The Minister for Tourism, Sport and Recreation appealed to the nurses to call off their strike scheduled for next week.
"It is because I know from personal knowledge and experience the kind of people they are, and the well-merited esteem in which they are held, that I, too, ask them this evening to hold back from the misguided strike action now threatened," said Dr McDaid, who is a medical doctor.
He asked nurses to note very carefully that the Government was not asking them to forgo or abandon any claim they had to improve their situation.
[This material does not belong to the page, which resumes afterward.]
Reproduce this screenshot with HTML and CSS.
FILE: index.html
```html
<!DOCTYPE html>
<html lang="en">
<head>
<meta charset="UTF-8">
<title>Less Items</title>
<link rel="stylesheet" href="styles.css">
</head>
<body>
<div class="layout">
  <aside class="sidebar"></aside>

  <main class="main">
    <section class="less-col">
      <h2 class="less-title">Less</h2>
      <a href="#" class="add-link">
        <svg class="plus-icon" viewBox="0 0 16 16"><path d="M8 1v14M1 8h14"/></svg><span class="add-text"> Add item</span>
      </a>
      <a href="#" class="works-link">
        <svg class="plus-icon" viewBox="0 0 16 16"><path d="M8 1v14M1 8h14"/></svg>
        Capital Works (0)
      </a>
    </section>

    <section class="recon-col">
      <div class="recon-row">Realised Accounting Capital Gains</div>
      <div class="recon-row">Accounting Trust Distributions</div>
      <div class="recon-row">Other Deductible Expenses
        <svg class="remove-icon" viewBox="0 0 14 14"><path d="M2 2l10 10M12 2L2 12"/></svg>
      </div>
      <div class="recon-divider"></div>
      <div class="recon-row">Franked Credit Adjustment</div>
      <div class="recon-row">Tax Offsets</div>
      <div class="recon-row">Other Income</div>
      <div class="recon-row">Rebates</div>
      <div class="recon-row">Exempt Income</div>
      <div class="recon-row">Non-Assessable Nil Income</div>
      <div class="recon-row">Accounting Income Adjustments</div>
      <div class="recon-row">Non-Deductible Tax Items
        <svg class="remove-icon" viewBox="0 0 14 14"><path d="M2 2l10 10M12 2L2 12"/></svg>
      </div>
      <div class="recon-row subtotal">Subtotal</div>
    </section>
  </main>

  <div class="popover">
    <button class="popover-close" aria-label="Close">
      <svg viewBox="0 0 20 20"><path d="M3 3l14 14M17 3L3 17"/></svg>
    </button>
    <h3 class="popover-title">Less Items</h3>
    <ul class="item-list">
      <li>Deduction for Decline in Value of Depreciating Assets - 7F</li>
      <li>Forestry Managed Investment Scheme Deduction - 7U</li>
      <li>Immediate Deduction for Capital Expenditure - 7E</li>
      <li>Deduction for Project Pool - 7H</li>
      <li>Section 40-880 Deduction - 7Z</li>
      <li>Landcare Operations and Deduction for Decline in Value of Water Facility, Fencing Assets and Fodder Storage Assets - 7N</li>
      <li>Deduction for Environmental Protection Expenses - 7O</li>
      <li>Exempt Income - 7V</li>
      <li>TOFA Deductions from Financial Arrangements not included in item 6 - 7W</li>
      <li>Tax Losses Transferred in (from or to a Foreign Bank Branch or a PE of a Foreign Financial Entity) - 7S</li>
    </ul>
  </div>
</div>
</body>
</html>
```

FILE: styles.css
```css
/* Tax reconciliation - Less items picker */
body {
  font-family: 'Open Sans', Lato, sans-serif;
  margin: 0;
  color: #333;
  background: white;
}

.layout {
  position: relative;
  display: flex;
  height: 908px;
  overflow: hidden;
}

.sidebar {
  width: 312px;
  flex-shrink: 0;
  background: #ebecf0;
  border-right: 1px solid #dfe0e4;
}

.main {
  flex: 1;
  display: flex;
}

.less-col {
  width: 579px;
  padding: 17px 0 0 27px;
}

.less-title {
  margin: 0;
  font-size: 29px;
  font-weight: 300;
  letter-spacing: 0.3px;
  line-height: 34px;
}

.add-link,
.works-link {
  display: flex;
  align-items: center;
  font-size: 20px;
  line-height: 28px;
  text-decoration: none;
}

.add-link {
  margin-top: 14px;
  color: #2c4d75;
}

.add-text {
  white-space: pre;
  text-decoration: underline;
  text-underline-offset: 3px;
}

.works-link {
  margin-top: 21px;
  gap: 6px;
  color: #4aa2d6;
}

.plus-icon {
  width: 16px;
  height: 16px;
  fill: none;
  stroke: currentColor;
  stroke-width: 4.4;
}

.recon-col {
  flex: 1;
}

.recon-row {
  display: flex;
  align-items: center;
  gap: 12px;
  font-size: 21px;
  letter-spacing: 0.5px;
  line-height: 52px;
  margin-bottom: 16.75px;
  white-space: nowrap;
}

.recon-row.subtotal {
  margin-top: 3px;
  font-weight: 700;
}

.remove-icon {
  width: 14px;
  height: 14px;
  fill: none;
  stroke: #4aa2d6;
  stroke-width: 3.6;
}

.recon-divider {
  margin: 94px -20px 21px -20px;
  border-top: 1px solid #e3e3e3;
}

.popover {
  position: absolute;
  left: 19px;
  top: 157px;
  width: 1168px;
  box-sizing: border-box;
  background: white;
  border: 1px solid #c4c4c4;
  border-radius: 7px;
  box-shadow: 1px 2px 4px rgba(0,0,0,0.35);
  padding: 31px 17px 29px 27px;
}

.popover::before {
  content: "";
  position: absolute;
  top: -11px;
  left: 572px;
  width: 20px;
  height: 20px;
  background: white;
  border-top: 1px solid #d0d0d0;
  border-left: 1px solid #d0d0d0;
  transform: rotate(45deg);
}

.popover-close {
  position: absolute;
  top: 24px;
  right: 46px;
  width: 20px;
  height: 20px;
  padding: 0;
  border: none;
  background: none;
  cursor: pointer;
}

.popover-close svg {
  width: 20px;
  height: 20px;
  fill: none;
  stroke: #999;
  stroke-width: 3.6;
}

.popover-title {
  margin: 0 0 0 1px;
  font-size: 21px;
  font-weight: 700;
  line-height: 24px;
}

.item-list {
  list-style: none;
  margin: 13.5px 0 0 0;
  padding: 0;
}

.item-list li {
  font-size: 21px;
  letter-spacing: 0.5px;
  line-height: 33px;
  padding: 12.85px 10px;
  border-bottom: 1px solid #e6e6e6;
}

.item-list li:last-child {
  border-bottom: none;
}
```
Instead, it was inviting them to pursue their case in the context of forthcoming discussions between the Government and the social partners on a new national programme to succeed Partnership 2000. The Minister was speaking during the resumed debate on the Fine Gael private members' motion seeking talks between the two sides and calling for a cooling-off period to find a solution to the impasse before strike action.
Mr Charles Flanagan (FG, Laois-Offaly) described the Government's attitude to the nurses as "uncaring and insensitive". He added that history would "record the supreme irony of public affairs in the State in the autumn of 1999, as news breaks daily of scandal after scandal, of Charvet shirts, of Ansbacher and cattle debts, in the middle of an unprecedented economic boom, our nursing profession is forced to take to the streets and go on strike for a grievance which is well recognised as being well founded."
For the Government to accuse the nurses of endangering lives had added fuel to an already well-lit fire. "The Government does not appreciate the sense of grievance on the part of the nurses."
The Labour leader, Mr Ruairi Quinn, claimed that in some Government circles there seemed to be a determination to make an example of nurses, in a not dissimilar fashion to the manner in which Thatcher's government took on the miners in the early 1980s. "To be fair, this is not a category I would put the Taoiseach in, but I don't think it is an unfair description of Minister McCreevy's contribution to the process so far."
Mr Michael Ring (FG, Mayo) said that nurses were not trained to go on strike but to nurse. "That is what they want to do. The Taoiseach should practise what he preaches to the people in the North and sit down with the nurses and prevent the strike."
A Government amendment to the motion, calling on the nursing unions to call off the threatened strike, and pursue their case in the context of forthcoming discussions between the Government and the social partners, was carried by 73 votes to 66.